Set problem → Retype, with no alterations, every line between the one containing "Recreate this image" and the one containing "const windowRows = [4, 8, 11, 15, 19];", counting both of those lines too. Pictures are to be left out.

Code that builds pages →
-- Start --
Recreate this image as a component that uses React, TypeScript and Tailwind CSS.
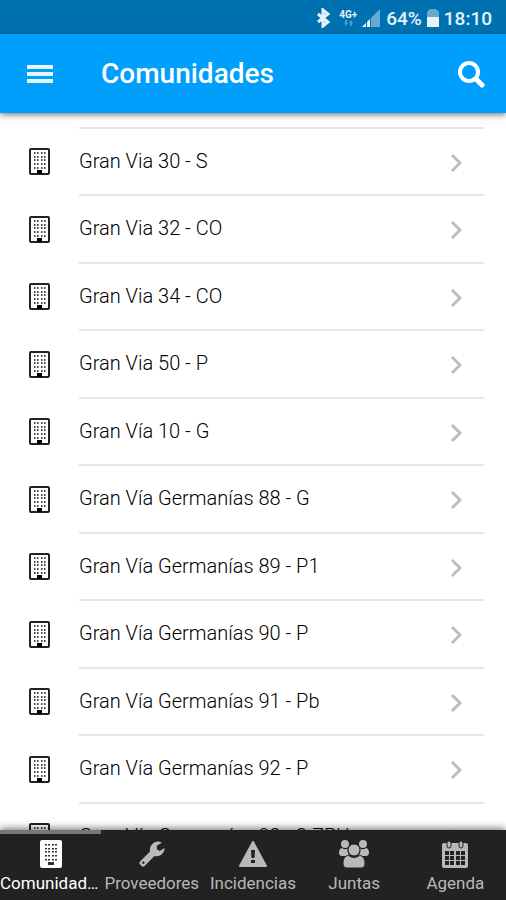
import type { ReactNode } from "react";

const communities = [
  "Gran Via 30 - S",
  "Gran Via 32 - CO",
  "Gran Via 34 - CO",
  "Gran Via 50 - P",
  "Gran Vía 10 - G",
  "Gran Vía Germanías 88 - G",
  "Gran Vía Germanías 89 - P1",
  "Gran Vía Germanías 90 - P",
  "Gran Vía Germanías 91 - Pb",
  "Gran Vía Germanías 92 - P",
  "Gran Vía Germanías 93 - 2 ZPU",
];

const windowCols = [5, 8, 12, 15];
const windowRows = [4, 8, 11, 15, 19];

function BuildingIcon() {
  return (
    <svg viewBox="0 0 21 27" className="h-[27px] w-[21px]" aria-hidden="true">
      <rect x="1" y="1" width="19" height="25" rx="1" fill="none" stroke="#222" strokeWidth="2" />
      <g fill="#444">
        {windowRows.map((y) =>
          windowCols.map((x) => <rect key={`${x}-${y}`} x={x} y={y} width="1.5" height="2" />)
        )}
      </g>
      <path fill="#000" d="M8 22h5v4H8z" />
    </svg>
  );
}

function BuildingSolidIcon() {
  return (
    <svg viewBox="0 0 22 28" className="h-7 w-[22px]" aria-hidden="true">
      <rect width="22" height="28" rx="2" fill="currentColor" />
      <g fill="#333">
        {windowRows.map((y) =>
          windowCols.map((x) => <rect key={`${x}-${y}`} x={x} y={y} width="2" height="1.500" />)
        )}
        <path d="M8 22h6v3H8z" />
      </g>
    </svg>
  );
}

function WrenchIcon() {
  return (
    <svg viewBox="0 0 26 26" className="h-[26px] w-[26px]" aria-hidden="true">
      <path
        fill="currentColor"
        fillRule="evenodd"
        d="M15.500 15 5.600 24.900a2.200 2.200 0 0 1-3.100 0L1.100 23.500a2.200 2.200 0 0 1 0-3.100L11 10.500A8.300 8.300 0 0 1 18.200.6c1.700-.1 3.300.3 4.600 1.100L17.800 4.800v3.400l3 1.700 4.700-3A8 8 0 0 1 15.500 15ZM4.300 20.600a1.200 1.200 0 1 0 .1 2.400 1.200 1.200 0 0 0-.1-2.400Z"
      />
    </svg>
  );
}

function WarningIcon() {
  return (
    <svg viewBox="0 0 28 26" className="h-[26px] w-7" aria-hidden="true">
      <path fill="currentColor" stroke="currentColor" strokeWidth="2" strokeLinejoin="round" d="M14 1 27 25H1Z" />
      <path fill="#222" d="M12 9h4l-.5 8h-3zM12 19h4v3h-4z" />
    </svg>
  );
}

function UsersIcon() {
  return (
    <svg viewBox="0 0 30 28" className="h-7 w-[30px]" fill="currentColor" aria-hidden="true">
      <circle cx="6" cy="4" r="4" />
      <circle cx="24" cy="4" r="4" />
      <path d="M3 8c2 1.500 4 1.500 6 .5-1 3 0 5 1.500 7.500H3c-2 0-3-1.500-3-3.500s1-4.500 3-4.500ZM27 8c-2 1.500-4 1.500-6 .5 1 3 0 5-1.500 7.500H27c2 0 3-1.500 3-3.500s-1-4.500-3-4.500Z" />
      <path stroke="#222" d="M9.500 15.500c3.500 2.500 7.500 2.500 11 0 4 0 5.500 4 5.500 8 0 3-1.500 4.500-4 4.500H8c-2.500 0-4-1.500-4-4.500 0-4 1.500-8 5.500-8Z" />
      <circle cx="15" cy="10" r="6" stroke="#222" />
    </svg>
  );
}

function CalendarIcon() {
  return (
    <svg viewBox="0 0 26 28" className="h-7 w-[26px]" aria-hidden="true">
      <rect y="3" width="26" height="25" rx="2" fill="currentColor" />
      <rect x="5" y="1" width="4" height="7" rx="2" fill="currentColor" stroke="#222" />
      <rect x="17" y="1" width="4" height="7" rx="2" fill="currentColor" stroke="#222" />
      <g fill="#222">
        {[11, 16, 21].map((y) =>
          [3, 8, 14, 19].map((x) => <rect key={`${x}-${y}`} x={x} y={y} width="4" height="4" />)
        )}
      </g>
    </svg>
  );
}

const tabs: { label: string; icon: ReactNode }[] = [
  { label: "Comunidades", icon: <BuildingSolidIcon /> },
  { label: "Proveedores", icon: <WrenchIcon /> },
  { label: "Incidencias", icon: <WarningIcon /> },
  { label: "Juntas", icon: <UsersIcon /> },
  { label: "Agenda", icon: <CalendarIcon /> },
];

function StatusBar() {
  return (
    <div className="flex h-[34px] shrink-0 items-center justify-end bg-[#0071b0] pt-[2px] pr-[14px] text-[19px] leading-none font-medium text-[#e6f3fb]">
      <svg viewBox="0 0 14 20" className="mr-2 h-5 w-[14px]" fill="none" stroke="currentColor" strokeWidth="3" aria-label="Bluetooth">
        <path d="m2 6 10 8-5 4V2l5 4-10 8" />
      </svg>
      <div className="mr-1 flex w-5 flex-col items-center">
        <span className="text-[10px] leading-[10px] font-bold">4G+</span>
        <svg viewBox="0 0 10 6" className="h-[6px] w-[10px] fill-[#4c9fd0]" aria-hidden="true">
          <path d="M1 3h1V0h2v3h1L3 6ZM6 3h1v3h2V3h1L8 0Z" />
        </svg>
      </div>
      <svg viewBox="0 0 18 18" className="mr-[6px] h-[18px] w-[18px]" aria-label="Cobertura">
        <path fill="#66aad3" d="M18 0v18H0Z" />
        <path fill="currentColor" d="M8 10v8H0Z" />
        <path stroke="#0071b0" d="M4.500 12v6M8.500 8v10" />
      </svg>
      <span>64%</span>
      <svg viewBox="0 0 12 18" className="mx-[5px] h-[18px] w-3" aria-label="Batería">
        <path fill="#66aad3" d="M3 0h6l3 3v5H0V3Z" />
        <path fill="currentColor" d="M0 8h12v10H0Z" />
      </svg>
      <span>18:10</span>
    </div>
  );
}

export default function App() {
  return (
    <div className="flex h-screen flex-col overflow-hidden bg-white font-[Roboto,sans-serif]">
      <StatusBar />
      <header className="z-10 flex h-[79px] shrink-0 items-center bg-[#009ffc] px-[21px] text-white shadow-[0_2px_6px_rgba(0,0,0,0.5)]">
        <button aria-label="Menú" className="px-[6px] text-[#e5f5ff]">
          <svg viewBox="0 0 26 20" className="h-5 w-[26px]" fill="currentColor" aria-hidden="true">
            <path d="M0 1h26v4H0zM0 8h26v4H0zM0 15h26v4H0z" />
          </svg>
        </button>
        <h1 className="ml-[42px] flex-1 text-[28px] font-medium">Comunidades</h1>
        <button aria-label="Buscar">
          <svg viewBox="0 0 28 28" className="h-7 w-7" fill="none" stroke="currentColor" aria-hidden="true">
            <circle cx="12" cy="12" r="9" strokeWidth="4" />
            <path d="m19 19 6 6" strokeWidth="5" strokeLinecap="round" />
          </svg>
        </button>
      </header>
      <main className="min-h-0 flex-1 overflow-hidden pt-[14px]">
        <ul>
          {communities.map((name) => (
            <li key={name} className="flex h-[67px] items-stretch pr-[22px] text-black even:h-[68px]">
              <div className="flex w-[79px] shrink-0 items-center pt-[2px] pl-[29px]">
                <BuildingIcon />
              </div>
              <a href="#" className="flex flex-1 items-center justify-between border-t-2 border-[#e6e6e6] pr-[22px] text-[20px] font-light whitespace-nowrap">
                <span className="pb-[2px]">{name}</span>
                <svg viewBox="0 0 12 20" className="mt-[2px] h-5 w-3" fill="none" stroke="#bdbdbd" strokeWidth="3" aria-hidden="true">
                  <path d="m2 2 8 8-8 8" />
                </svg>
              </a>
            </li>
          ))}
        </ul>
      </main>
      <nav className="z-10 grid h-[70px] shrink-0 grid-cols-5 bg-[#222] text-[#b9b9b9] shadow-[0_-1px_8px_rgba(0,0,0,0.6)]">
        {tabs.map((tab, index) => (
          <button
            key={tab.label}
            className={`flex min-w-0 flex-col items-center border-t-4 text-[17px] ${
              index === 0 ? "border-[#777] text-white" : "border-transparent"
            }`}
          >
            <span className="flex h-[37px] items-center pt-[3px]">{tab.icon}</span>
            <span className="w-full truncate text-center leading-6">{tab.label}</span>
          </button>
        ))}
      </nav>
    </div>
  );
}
-- End --
-- Start --
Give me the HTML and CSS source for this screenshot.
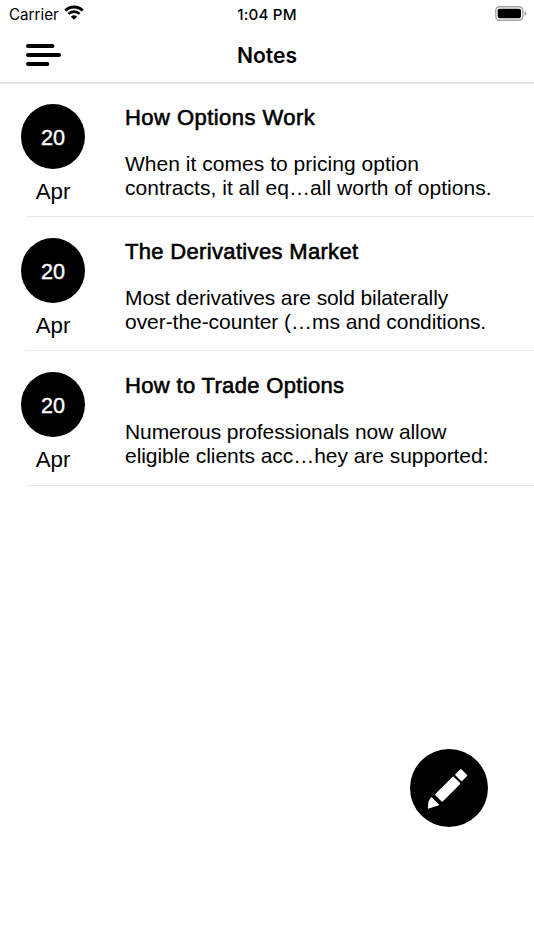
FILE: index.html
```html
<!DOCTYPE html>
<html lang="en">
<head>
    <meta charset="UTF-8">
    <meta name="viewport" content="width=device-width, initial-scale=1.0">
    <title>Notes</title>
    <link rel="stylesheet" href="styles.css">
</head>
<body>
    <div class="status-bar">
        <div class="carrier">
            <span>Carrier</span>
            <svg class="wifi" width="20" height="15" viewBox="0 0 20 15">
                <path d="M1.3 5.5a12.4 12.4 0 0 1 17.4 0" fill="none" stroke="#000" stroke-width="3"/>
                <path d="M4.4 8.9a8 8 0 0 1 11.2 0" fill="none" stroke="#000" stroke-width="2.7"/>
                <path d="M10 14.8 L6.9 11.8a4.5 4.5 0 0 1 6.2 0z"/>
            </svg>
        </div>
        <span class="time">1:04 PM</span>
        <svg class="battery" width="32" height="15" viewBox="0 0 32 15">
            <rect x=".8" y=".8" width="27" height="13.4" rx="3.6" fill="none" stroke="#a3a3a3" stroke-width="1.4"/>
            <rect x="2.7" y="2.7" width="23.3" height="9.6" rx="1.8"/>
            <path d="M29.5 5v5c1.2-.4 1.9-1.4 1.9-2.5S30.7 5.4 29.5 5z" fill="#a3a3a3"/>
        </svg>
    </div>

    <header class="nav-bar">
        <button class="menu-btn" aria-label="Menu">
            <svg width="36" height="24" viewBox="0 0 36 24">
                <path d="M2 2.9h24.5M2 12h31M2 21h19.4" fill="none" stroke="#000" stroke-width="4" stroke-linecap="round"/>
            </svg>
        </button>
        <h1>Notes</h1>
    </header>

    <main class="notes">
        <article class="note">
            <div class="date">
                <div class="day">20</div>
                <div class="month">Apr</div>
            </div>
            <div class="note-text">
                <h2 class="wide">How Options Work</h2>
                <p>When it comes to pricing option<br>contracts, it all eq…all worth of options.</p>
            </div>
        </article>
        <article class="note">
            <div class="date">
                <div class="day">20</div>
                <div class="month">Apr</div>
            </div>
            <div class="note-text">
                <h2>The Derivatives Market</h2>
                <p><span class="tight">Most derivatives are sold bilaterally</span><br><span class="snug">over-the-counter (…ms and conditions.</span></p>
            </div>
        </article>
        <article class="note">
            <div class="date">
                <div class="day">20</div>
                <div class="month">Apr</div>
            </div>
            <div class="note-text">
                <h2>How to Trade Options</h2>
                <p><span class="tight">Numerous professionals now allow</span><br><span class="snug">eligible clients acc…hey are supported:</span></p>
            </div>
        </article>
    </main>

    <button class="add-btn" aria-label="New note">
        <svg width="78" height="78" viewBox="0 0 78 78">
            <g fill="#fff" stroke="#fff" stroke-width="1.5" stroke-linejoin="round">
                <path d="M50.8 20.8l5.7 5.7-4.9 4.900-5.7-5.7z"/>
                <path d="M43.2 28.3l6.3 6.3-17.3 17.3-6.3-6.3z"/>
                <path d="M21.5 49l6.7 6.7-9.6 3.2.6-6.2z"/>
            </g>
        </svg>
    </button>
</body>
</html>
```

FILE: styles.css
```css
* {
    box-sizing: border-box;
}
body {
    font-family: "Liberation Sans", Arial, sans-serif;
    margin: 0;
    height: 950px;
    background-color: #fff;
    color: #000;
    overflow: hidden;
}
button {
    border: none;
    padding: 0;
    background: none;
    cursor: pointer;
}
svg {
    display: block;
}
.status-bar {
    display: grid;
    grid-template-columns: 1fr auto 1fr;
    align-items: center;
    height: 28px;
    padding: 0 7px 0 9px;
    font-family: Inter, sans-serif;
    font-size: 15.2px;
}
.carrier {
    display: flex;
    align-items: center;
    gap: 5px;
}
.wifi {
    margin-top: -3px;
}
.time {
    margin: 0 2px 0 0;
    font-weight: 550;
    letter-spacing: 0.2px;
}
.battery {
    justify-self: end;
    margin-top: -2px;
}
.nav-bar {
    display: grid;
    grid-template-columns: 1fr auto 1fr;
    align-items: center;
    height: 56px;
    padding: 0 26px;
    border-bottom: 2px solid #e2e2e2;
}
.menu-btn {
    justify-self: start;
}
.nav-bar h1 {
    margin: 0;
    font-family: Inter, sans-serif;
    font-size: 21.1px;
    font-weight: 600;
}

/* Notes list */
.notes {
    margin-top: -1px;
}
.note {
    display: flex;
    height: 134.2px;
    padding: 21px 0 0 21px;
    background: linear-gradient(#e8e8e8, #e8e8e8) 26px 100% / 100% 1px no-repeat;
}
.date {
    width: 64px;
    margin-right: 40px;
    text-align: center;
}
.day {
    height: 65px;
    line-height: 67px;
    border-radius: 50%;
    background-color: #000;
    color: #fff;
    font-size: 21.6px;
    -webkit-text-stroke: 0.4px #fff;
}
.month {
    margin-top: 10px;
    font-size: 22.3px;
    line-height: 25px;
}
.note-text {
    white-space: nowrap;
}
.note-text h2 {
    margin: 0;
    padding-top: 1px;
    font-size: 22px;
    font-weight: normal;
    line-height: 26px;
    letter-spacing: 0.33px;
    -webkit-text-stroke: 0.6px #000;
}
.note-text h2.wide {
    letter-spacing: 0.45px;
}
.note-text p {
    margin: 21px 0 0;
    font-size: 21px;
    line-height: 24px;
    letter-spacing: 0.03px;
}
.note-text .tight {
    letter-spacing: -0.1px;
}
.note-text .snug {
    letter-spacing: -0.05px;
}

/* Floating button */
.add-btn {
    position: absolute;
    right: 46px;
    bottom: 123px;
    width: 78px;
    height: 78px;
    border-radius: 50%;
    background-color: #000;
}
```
-- End --
-- Start --
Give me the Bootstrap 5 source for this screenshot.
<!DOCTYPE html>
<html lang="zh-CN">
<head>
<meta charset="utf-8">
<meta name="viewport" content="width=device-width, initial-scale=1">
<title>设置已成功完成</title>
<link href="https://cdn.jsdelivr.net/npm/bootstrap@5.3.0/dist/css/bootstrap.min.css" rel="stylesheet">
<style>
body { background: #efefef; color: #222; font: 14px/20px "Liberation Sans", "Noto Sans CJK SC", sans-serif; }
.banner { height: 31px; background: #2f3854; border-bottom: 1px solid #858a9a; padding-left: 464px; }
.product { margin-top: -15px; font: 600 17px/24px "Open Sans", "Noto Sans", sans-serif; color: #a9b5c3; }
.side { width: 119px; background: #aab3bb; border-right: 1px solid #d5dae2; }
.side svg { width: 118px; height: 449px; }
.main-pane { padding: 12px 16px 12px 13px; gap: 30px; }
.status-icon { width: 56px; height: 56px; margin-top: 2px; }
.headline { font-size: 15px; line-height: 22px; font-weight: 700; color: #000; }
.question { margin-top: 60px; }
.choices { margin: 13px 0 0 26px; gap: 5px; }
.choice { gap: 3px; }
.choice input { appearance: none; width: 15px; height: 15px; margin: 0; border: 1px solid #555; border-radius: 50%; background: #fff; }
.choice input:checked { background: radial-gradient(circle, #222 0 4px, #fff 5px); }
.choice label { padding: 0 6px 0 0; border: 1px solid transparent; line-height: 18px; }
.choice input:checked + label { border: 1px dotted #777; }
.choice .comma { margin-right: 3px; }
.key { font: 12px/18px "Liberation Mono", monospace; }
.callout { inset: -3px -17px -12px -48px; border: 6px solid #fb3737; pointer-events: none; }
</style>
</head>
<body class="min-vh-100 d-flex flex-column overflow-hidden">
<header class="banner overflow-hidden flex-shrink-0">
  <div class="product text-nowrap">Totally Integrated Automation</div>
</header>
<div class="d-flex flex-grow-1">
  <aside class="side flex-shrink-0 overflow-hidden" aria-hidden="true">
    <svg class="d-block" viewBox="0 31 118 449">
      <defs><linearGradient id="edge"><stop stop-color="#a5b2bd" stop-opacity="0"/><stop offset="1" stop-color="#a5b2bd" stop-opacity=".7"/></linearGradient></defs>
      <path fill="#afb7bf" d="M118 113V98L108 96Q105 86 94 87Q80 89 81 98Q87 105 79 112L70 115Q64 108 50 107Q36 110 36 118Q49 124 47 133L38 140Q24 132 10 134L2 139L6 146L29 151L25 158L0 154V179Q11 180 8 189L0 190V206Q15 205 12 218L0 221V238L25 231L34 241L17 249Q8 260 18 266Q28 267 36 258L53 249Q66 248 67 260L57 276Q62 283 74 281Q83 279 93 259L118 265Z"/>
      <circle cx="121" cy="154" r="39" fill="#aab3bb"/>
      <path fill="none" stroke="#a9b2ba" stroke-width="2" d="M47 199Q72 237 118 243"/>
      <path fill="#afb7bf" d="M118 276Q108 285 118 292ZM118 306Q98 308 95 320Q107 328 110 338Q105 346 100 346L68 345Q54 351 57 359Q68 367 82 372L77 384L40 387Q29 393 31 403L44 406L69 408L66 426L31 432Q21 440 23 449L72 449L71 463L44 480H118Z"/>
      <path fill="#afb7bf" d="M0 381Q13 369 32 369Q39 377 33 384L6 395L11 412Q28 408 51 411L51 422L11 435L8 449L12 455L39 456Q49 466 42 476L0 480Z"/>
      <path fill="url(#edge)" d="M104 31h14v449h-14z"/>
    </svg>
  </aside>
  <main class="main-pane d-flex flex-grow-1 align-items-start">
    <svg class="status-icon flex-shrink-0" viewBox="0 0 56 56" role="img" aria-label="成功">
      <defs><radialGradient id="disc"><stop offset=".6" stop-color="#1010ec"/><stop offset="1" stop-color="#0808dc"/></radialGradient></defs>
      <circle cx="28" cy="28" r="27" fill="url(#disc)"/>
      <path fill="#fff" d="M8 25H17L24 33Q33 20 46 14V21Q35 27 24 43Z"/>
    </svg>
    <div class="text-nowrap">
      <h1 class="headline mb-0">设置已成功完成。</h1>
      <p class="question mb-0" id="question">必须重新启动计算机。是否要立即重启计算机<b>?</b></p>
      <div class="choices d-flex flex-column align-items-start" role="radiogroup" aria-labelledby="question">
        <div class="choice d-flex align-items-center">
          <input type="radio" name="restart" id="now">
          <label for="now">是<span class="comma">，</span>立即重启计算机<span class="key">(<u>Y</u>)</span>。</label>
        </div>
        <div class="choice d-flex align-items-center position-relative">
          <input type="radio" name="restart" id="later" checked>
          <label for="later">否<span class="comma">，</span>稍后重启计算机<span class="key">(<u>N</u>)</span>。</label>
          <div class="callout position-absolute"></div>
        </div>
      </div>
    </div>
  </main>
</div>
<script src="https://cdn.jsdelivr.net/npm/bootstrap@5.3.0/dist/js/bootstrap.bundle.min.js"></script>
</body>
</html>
-- End --
Written response →
Recreate this image as a component that uses React, TypeScript and Tailwind CSS.
import type { ReactNode } from "react";

const communities = [
  "Gran Via 30 - S",
  "Gran Via 32 - CO",
  "Gran Via 34 - CO",
  "Gran Via 50 - P",
  "Gran Vía 10 - G",
  "Gran Vía Germanías 88 - G",
  "Gran Vía Germanías 89 - P1",
  "Gran Vía Germanías 90 - P",
  "Gran Vía Germanías 91 - Pb",
  "Gran Vía Germanías 92 - P",
  "Gran Vía Germanías 93 - 2 ZPU",
];

const windowCols = [5, 8, 12, 15];
const windowRows = [4, 8, 11, 15, 19];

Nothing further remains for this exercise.